Hal serupa juga dialami oleh agama-agama lainnya. Mereka sudah tidak lagi melaksanakan ajaran agamanya dikarenakan banyak rintangan, dan hadangan yang dihadapi para pekerja Romusha. Kesengsaraan, kekejaman, dan kematian lah yang sering ditemui para pekerja Romusha. Mimpi buruk yang sering terulang tiap harinya membekas di hati para pakerja Romusha. Mimpi buruk yang selalu menghampiri para pekerja Romusha, adakalanya tersirat di hati mereka, mimpi buruk ini hanya sekadar mimpi. “Siapa saja tolong bangunkan saya.”
Kematian para pekerja Romusha ada yang dikuburkan, ada juga yang dilemparkan ke Sungai Kuantan. Hal ini menyebabkan bau bangkai yang sangat menyengat hingga bau tersebut masih tercium satu bulan lebih lamanya. Adapun mayat-mayat yang tergeletak sepanjang pembuatan rel kereta api hilang entah kemana, baik itu meninggal karena reruntuhan tebing atau pohon maupun meninggal karena penyakit yang amat mendalam. Hal apalagi yang membuat pikiran para pekerja Romusha itu kacau. Kejadian-kejadian mengerikan yang terus terjadi.
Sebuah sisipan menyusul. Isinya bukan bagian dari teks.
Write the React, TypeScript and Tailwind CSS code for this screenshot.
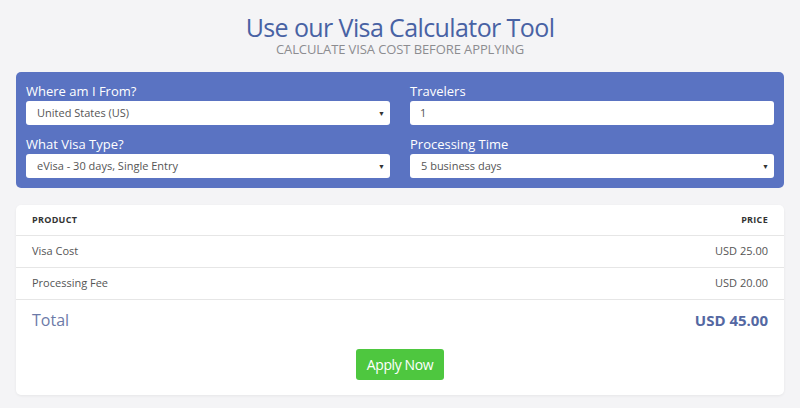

Kematian yang tidak layak, pengorbanan yang sia-sia, harapan yang tak kunjung datang membuat para pekerja Romusha menyerah akan harapan yang menolong mereka. Pekerjaan yang dihargai sebungkus nasi garam atau bercampur ikan asing kerap membuat mereka bertahan dengan pemberian tersebut. Apalah daya nasi yang dibaluri garam atau ikan asin, tidak akan cukup dengan hal tersebut. Pengorbanan nyawa, penyiksaan yang dilakukan terus-menerus, kematian yang selalu menghampiri para pekerja Romusha. Apa hal itu sepadan dengan sebungkus nasi, pastilah tidak.
Bagaimana bisa melupakan kejadian yang membuat banyak korban, mimpi buruk ini harusnya dihentikan. Hal ini membuat para pekerja Romusha ingin melarikan diri dari jeratan kekejaman orang Jepang. Pelarian ini tentu tidak semudah itu. Dihantui rasa ketakutan karena ancaman dari pelarian tersebut hanyalah kematian. Dengan jarak 220 km sudah menelan korban 280.000 pekerja Romusha. Angka kematian yang sangat besar dengan pengorbanan yang sangat amat besar.
Pembangunan rel kereta api dari Muaro Sijunjung – Pekanbaru terlihat sudah bisa digunakan. Takdir berkehendak lain, Jepang mengalami kekalahan besar setelah pengeboman Hiroshima, dan Nagasaki. Ini menjadikan rel kereta api digunakan hanya untuk mengangkut tentara-tentara Jepang ke Pekanbaru hingga ke Singapura. Rel kereta api ini tidak sempat digunakan untuk keperluan menghantar batu bara. Begitu banyak perngorbanan yang dilakukan untuk pembuatan rel kereta api dari Muaro Sijunjung-Pekanbaru.
Awalnya pembangunan ini membawa harapan banyak orang ternyata pembangunan kereta api ini hanyalah membawa kesengsaraan. Semoga para korban diberi kebahagiaan di alam sana. Pengorbanan yang akan layu oleh umur namun, terpatri dalam hati yang akan selalu diingat oleh generasi yang akan mendatang.